→ Aim of the exercise
Tally the lines containing the word "html", and report the tally alone.

:::

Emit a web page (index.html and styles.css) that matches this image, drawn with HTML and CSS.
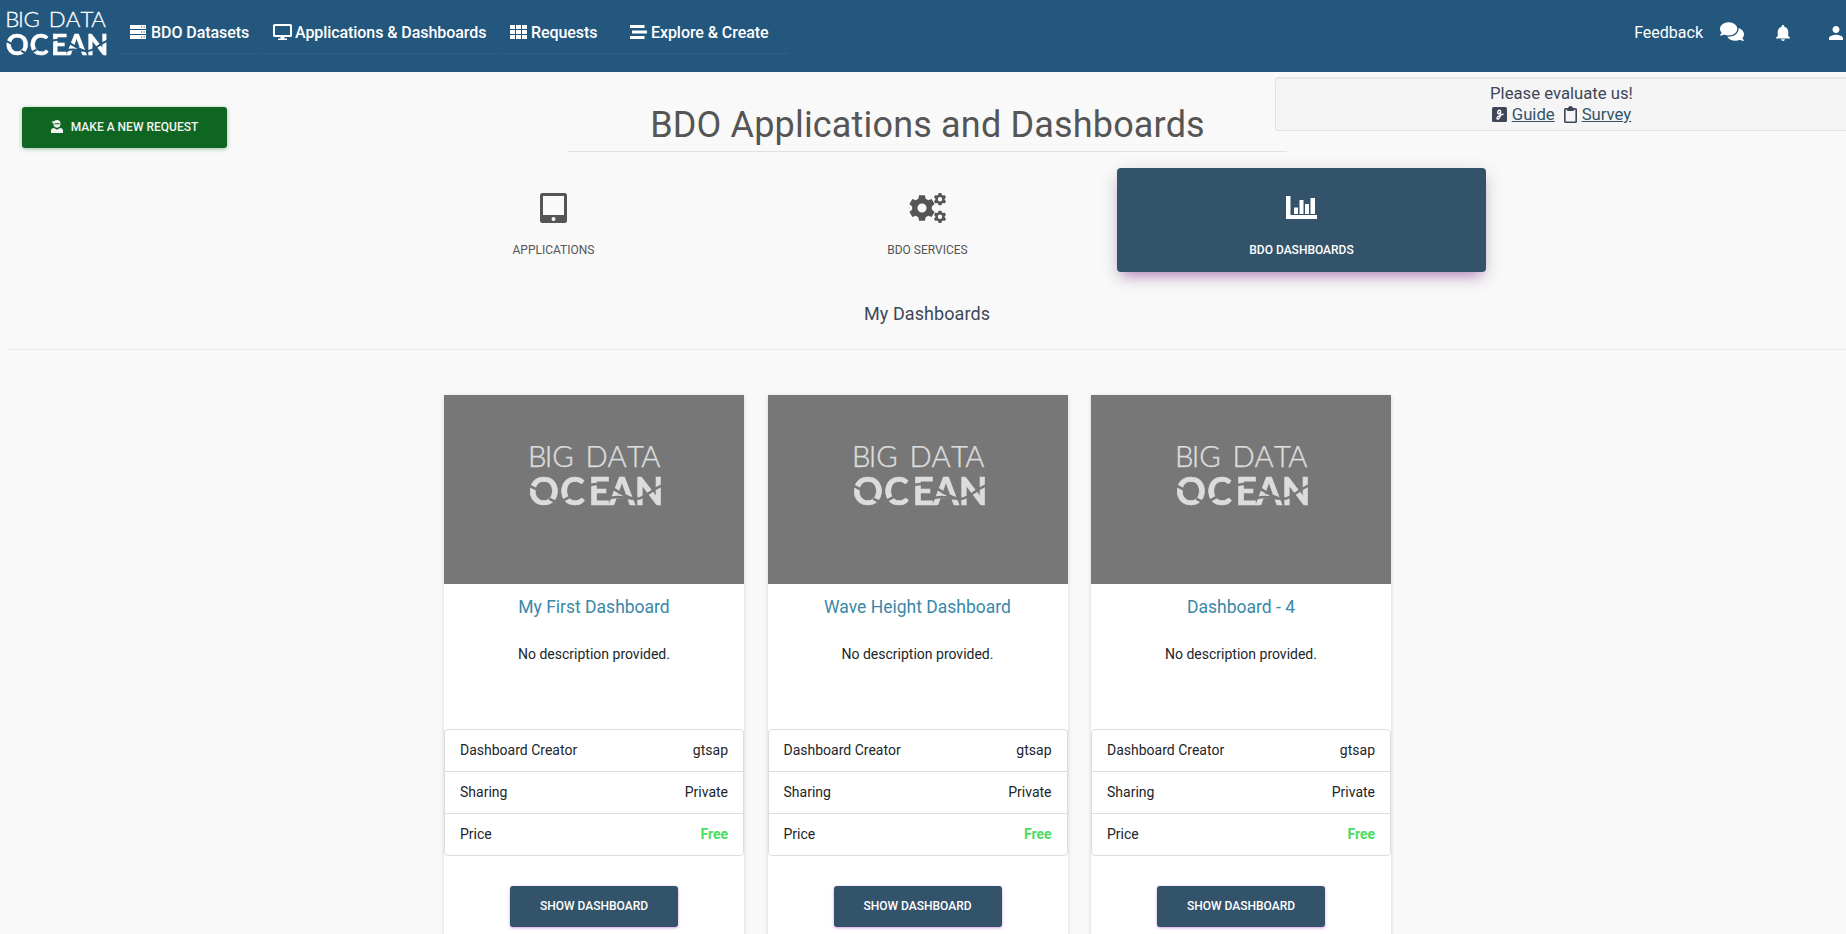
FILE: index.html
```
<!DOCTYPE html>
<html lang="en">
<head>
<meta charset="utf-8">
<title>BDO Applications and Dashboards</title>
<link rel="stylesheet" href="styles.css">
</head>
<body>
<svg class="defs" width="0" height="0">
  <defs>
    <mask id="wave" maskUnits="userSpaceOnUse" x="-5" y="-5" width="145" height="75">
      <rect x="-5" y="-5" width="145" height="75" fill="#fff"/>
      <path d="M-2 38.500L8 43.500M19 52L29 57M29 56L39 50.500M60 38.500Q69 36 77 39.500C86 43 94 51 106 53M78 52C88 47 98 54 109 51.500C117 49 122 42 132 38.500" fill="none" stroke="#000" stroke-width="2.600"/>
    </mask>
    <symbol id="logo" viewBox="0 0 130 60">
      <text class="logo-thin" x="-2 14.700 22 45 55 77 96.300 110.300" y="21">BIG DATA</text>
      <g mask="url(#wave)"><text class="logo-bold" x="-1.300 30 58 78.400 104" y="57.800">OCEAN</text></g>
    </symbol>
    <symbol id="gear" viewBox="-12 -12 24 24">
      <path fill-rule="evenodd" d="M-2.700 -11.800H2.700L3.400 -8.500L5.700 -7.200L8.900 -8.300L11.600 -3.600L9.100 -1.400V1.400L11.600 3.600L8.900 8.300L5.700 7.200L3.400 8.500L2.700 11.800H-2.700L-3.400 8.500L-5.700 7.200L-8.900 8.300L-11.600 3.600L-9.100 1.400V-1.400L-11.600 -3.600L-8.900 -8.300L-5.700 -7.200L-3.400 -8.500ZM4.200 0A4.200 4.200 0 1 0 -4.200 0A4.200 4.200 0 1 0 4.200 0Z"/>
    </symbol>
  </defs>
</svg>

<header class="navbar">
  <svg class="brand"><use href="#logo"/></svg>
  <nav class="menu">
    <a class="item datasets"><svg width="18" height="14" viewBox="0 0 18 14"><path d="M1 0H17V4H1ZM1 5H17V9H1ZM1 10H17V14H1Z"/><path class="cut" d="M12 1.500h1.200v1H12zM14.500 1.500h1.200v1h-1.200zM12 6.500h1.200v1H12zM14.500 6.500h1.200v1h-1.200zM12 11.500h1.200v1H12zM14.500 11.500h1.200v1h-1.200z"/></svg><span>BDO Datasets</span></a>
    <a class="item apps"><svg width="19" height="16" viewBox="0 0 19 16"><path fill-rule="evenodd" d="M1.500 0H17.500Q19 0 19 1.500V11.500Q19 13 17.500 13H11.500V14.500H14V16H5V14.500H7.500V13H1.500Q0 13 0 11.500V1.500Q0 0 1.500 0ZM2 2V11H17V2Z"/></svg><span>Applications &amp; Dashboards</span></a>
    <a class="item requests"><svg width="17" height="14" viewBox="0 0 17 14"><path d="M0 0H5V4H0ZM6 0H11V4H6ZM12 0H17V4H12ZM0 5H5V9H0ZM6 5H11V9H6ZM12 5H17V9H12ZM0 10H5V14H0ZM6 10H11V14H6ZM12 10H17V14H12Z"/></svg><span>Requests</span></a>
    <a class="item explore"><svg width="17" height="14" viewBox="0 0 17 14"><path d="M0 0H14.500V3H0ZM2 5.500H17V8.500H2ZM0 11H14.500V14H0Z"/></svg><span>Explore &amp; Create</span></a>
  </nav>
  <div class="user">
    <span class="feedback">Feedback</span>
    <svg class="chat" width="24" height="19" viewBox="0 32 576 448"><path d="M416 192c0-88.400-93.100-160-208-160S0 103.600 0 192c0 34.300 14.100 65.900 38 92-13.400 30.200-35.500 54.200-35.800 54.500-2.200 2.300-2.800 5.700-1.500 8.700S4.800 352 8 352c36.600 0 66.900-12.300 88.700-25 32.200 15.700 70.300 25 111.300 25 114.900 0 208-71.600 208-160zm122 220c23.900-26 38-57.700 38-92 0-66.900-53.500-124.200-129.300-148.100.9 6.600 1.300 13.300 1.300 20.100 0 105.900-107.700 192-240 192-10.800 0-21.300-.8-31.700-1.900C207.800 439.600 281.800 480 368 480c41 0 79.100-9.200 111.300-25 21.800 12.700 52.100 25 88.700 25 3.200 0 6.100-1.900 7.300-4.800 1.300-2.900.7-6.300-1.500-8.700-.3-.3-22.400-24.200-35.800-54.500z"/></svg>
    <svg class="bell" width="14" height="16" viewBox="4 2.500 16 19.500" preserveAspectRatio="none"><path d="M12 22c1.100 0 2-.9 2-2h-4c0 1.100.89 2 2 2zm6-6v-5c0-3.070-1.640-5.640-4.500-6.320V4c0-.83-.67-1.500-1.500-1.500s-1.500.67-1.500 1.500v.68C7.630 5.360 6 7.920 6 11v5l-2 2v1h16v-1l-2-2z"/></svg>
    <svg class="person" width="14" height="14" viewBox="4 4 16 16"><path d="M12 12c2.210 0 4-1.790 4-4s-1.790-4-4-4-4 1.790-4 4 1.790 4 4 4zm0 2c-2.670 0-8 1.340-8 4v2h16v-2c0-2.660-5.330-4-8-4z"/></svg>
  </div>
</header>

<aside class="evaluate">
  <div>Please evaluate us!</div>
  <div class="links">
    <svg width="15" height="15" viewBox="0 0 15 15"><rect width="15" height="15" rx="1.500"/><path class="glyph" d="M8.600 4.200C8.200 2.600 5.800 3 5.700 5.300S8 7.300 8.700 4.200L8.100 9C7.600 12.800 4.800 12.800 5 11S8.500 8.700 11.500 6.800"/></svg>
    <a>Guide</a>
    <svg class="clip" width="13" height="17" viewBox="0 0 12 17" preserveAspectRatio="none"><path fill-rule="evenodd" d="M1.500 2H3.700Q4.200 0 6 0T8.300 2H10.500Q12 2 12 3.500V15.500Q12 17 10.500 17H1.500Q0 17 0 15.500V3.500Q0 2 1.500 2ZM1.500 3.800V15.500H10.500V3.800H9V5H3V3.800Z"/></svg>
    <a>Survey</a>
  </div>
</aside>

<main>
  <div class="top">
    <button class="btn request"><svg width="12" height="13" viewBox="0 0 12 13"><path d="M.5 1.500L3 1.200Q6-1.200 9 1.200L9.500 3.500Q9.500 7.500 6 7.700Q2.500 7.500 2.500 3.800ZM0 13V10.500Q0 8 3 8L6 9.800L9 8Q12 8 12 10.500V13Z"/><path class="mask" d="M3.500 3.200H8.500V4.300H3.500Z"/></svg>Make a new request</button>
    <h1>BDO Applications and Dashboards</h1>
  </div>
  <div class="tabs">
    <a class="tab"><svg width="27" height="30" viewBox="0 0 27 30"><path fill-rule="evenodd" d="M2.500 0H24.500Q27 0 27 2.500V27.500Q27 30 24.500 30H2.500Q0 30 0 27.500V2.500Q0 0 2.500 0ZM3 3V22H24V3ZM15.500 26A2 2 0 1 0 11.500 26A2 2 0 1 0 15.500 26Z"/></svg><span>Applications</span></a>
    <a class="tab"><svg width="38" height="30" viewBox="0 0 38 30"><use href="#gear" x="0" y="1.500" width="26" height="27"/><use href="#gear" x="24.500" y="0" width="13" height="12.500"/><use href="#gear" x="24.500" y="17.500" width="13" height="12.500"/></svg><span>BDO Services</span></a>
    <a class="tab active"><svg width="31" height="30" viewBox="0 0 31 30"><path d="M0 3H4.500V22H31V26H0ZM8 14.500H12V21H8ZM13.500 7H17.500V21H13.500ZM19 11H23V21H19ZM24.500 5H29V21H24.500Z"/></svg><span>BDO Dashboards</span></a>
  </div>
  <h2>My Dashboards</h2>
  <div class="cards">
    <article class="card">
      <div class="cover"><svg><use href="#logo"/></svg></div>
      <h3>My First Dashboard</h3>
      <p>No description provided.</p>
      <ul><li><span>Dashboard Creator</span><span>gtsap</span></li><li><span>Sharing</span><span>Private</span></li><li><span>Price</span><b>Free</b></li></ul>
      <button class="btn show">Show dashboard</button>
    </article>
    <article class="card">
      <div class="cover"><svg><use href="#logo"/></svg></div>
      <h3>Wave Height Dashboard</h3>
      <p>No description provided.</p>
      <ul><li><span>Dashboard Creator</span><span>gtsap</span></li><li><span>Sharing</span><span>Private</span></li><li><span>Price</span><b>Free</b></li></ul>
      <button class="btn show">Show dashboard</button>
    </article>
    <article class="card">
      <div class="cover"><svg><use href="#logo"/></svg></div>
      <h3>Dashboard - 4</h3>
      <p>No description provided.</p>
      <ul><li><span>Dashboard Creator</span><span>gtsap</span></li><li><span>Sharing</span><span>Private</span></li><li><span>Price</span><b>Free</b></li></ul>
      <button class="btn show">Show dashboard</button>
    </article>
  </div>
</main>
</body>
</html>
```
FILE: styles.css
```
* { box-sizing: border-box; }
html, body { height: 934px; overflow: hidden; }
body { margin: 0; background: #f9f9f9; color: #212529; font-family: Roboto, "Liberation Sans", sans-serif; font-size: 14px; }
svg { fill: currentColor; flex: none; }
h1, h2, h3, p, ul { margin: 0; padding: 0; font-weight: 400; }
.defs { position: absolute; }
.logo-thin { font: 300 29px Lato, sans-serif; stroke: currentColor; stroke-width: .4px; }
.logo-bold { font: 700 37px Lato, sans-serif; stroke: currentColor; stroke-width: .6px; }

.navbar { display: flex; align-items: flex-start; height: 72px; padding-left: 6px; background: #23577d; color: #fff; overflow: hidden; }
.brand { width: 101px; height: 46px; margin-top: 11px; }
.menu { display: flex; margin-left: 14px; }
.item { display: flex; align-items: center; height: 54px; padding-top: 11px; font-size: 16px; font-weight: 500; letter-spacing: -.07px; border-bottom: 1px solid #2f6085; white-space: nowrap; }
.item span { padding-top: 2px; line-height: 20px; }
.item .cut { fill: #23577d; }
.datasets { width: 139px; padding-left: 8px; }
.datasets svg { margin-right: 4px; }
.apps { width: 234px; margin-left: 3px; padding-left: 10px; }
.apps svg { margin-right: 3px; }
.requests { width: 106px; margin-left: 4px; padding-left: 9px; }
.requests svg { margin-right: 4px; }
.explore { width: 178px; margin-left: 3px; padding-left: 20px; }
.explore svg { margin-right: 4px; }
.user { display: flex; margin-left: auto; font-size: 16px; }
.feedback { line-height: 20px; margin: 23px 17px 0 0; }
.chat { margin: 22px 32px 0 0; }
.bell { margin: 25px 39px 0 0; }
.person { margin: 26px 3px 0 0; }

.evaluate { position: absolute; left: 1275px; top: 77px; width: 571px; height: 54px; padding: 5px 0 0 1px; border: 1px solid #e3e3e3; border-right: 0; border-radius: 4px 0 0 4px; background: #f5f5f5; box-shadow: inset 0 1px 1px rgba(0,0,0,.05); color: #3f4658; font-size: 16.7px; line-height: 21px; text-align: center; }
.links { display: flex; justify-content: center; align-items: center; gap: 5px; }
.links a { color: #32536a; text-decoration: underline; }
.links .clip { margin-left: 4px; }
.glyph { fill: none; stroke: #fff; stroke-width: 1.400; }

.top { display: grid; grid-template-columns: 546px 719px 1fr; height: 80px; padding-left: 22px; }
.btn { display: flex; align-items: center; justify-content: center; height: 41px; padding: 0 0 2px; border: 0; border-radius: 3px; color: #fff; font: 500 12px Roboto, sans-serif; text-transform: uppercase; }
.request { width: 205px; margin-top: 35px; background: #0f6622; color: #f3f3f3; box-shadow: 0 1px 4px rgba(15,102,34,.4); }
.request svg { margin-right: 8px; }
.request .mask { fill: #0f6622; }
h1 { border-bottom: 1px solid #e0e0e0; color: #555; font-size: 36px; line-height: 42px; letter-spacing: .17px; padding-top: 32px; text-align: center; white-space: nowrap; }

.tabs { display: grid; grid-template-columns: repeat(3, 369px); gap: 5px; margin: 16px 0 0 369px; }
.tab { display: flex; flex-direction: column; align-items: center; height: 104px; padding-top: 25px; border-radius: 4px; color: #555; font-size: 12px; text-transform: uppercase; }
.tab span { margin-top: 20px; line-height: 14px; }
.tab.active { background: #32536a; color: #fff; font-weight: 500; box-shadow: 0 5px 20px rgba(0,0,0,.14), 0 8px 12px -5px rgba(156,39,176,.45); }
h2 { height: 78px; margin-left: 6px; padding: 31px 0 0 2px; border-bottom: 1px solid #ececec; color: #3c4858; font-size: 18px; line-height: 21px; letter-spacing: .08px; text-align: center; }
.cards { display: grid; grid-template-columns: repeat(3, 300px); gap: 23.500px; margin: 45px 0 0 444px; }
.card { height: 560px; background: #fff; box-shadow: 0 1px 4px rgba(0,0,0,.16); text-align: center; }
.cover { height: 189px; padding-top: 51px; background: #777; color: #dcdcdc; }
.cover svg { width: 131px; height: 61px; display: block; margin-left: 86px; }
h3 { padding-top: 12px; color: #3a87a8; font-size: 17.5px; line-height: 22px; }
p { margin-top: 28px; line-height: 16px; }
ul { margin-top: 67px; border: 1px solid #ddd; border-radius: 4px; list-style: none; }
li { display: flex; justify-content: space-between; height: 41px; padding: 0 15px; line-height: 41px; }
li + li { height: 42px; border-top: 1px solid #ddd; }
li b { color: #4bdc62; font-weight: 700; }
.show { width: 168px; margin: 30px auto 0; background: #32536a; box-shadow: 0 1px 3px rgba(156,39,176,.45); }
```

:::

→ Answer below
6